Episode 1. Here goes
5am and I’m up, ready to don the riding gear and head for Portsmouth. My bike sits outside covered over and looking like there is a passenger already on the pillion seat. When the cover comes off I realise that with a rucksack on its not going to be easy to throw a leg over. Didn,t I do lots of prep to prevent just this sort of thing? Then there is the shuffling to get it back out through the gate, its heavy, have I packed too much? She starts on the button without issue and my sister takes a snap of me wobbling down the road bound for, well bound for nowhere in particular. Things have changed since my original plans and having adapted to the changes they changed again. I’m not good with agendas so I’m going and will just make it up as I go along. There is a rough plan to get to Portugal and a definite date in Oliana, Spain for a two day navigational event, but apart from that Europe beckons for my first continental adventure.
I made it down to Portsmouth in good time with little or no traffic on the road at that time on a gloomy looking Saturday morning. I notice that the rev counter bulb has blown, it’s no biggy as I am going to be riding in daylight hours only and the hassle of stripping the light cluster for one bulb is not worth the effort. I quickly board the ferry and the bike is lashed down. I make my way up to the passenger area, purchasing a coffee and Pan Au Chocolate, oh yes I’m positively continental.
Let’s talk tech. I have with me a small tablet, my phone and a gopro. I’m not good with any of them but I quickly link to the ferry WiFi. What follows is an hour of updates and uploads whilst trying to get to grips with typing on a tab. Then I see that I don’t have google docs so that is currently downloading as I write this in a memo form, hoping it will copy over to docs and then onto the new blog I have set up. Surely it’s easy, after all its just words right?
Ok it does seem it is that easy. So it’s now 4.30pm and I’m in my hotel. Want to know how it all went? Well I managed to get through passport control and onto the French roads of Cherbourge without issue. Thanks to my handy yellow arrow on the inside of my fly screen, I even managed to stay on the right side of the road. I followed the majority of other English vehicles through the town, not because I don’t have a map but because I fell asleep on the ferry and woke up as we were advised to collect our vehicles. So I had no plan other than to head for Mont Saint Michel. Luckily that was advertised quite soon and I simply picked up the route and followed it. The sky was still grey and every now and then there was a hint of sunshine. I passed San Mere Eglise a place I recall from my school trip aged 13. I now wish I had just ridden through SME. A lesson learnt as I may never visit that area again and a trip down memory lane would have been nice. However I was aware that I needed to get on and make for the hotel which was a heady 250miles away. I always knew France was going to be a big push just to get through but I have already learnt that its not about the miles its about the journey.

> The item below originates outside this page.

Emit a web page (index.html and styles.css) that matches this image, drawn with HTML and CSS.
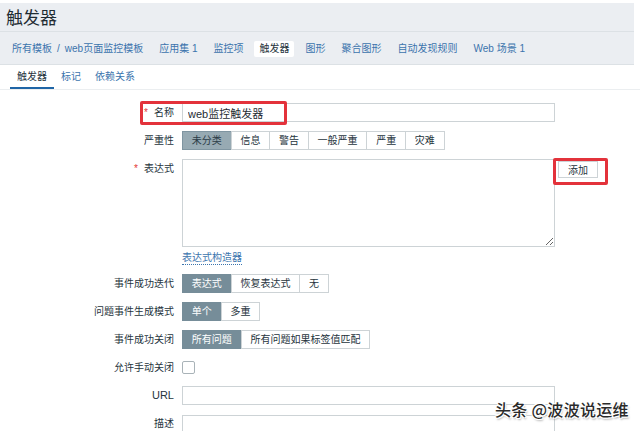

Anyway the miles came and went as did the first fuel stop in Saint Etienne En-Cogles. A tiny typical French village just off the main road. It had a beautiful church in the centre and a tiny petrol station attached to a B&B. The lady spoke no English and I spoke very bad French but hey the bike was filled and I was back on the road. The wrong side of the road as it turns out, much to the farmers surprise I’m sure. Where was the handy yellow arrow to remind me? In fairness it was still there and a quick glance showed it was I who was in the wrong, so I stopped berating the poor chap and swerved back onto my side before impact. Back on The main road I noticed The bikers don’t do the English “head nod” in recognition of another biker, oh no, over here its a full arm wave if travelling in The opposite direction or a Valentino Rossi style leg wave as they pass you on the same side of the road. I have the arm wave down but my VR leg shake is not the best, kinda looks like I’m shaking something out of my trouser leg, which I am sure will happen if the quality of the toilets doesn’t improve.
The roads were straight and dull, typical dual carriageway all the way, but the weather was improving and the bike purred along nicely. I was starting to thoroughly enjoy myself, even more so when I noticed several women in different vehicles taking time to wave and nod approvingly, as if to say, good on you, have fun on your trip. Well thanks ladies I will try my best.
The next decision, do I go on the toll road to finish the last 50km? No of course not, a decision made even easier by the clearly signed route. What followed was archetypal French villages and farm land, sweeping roads passing through tiny villages, houses with clay tiled roofs. It was heavenly and getting hotter by the kilometre.
Ok I am officially shattered but slightly more confident with the blog thing. I can’t work out how to add photos yet, nor tell anyone where the blog is, but hold fire friends I will get it sorted out. Having eaten just one Pan Au Chocolate for the day I really need to find some food.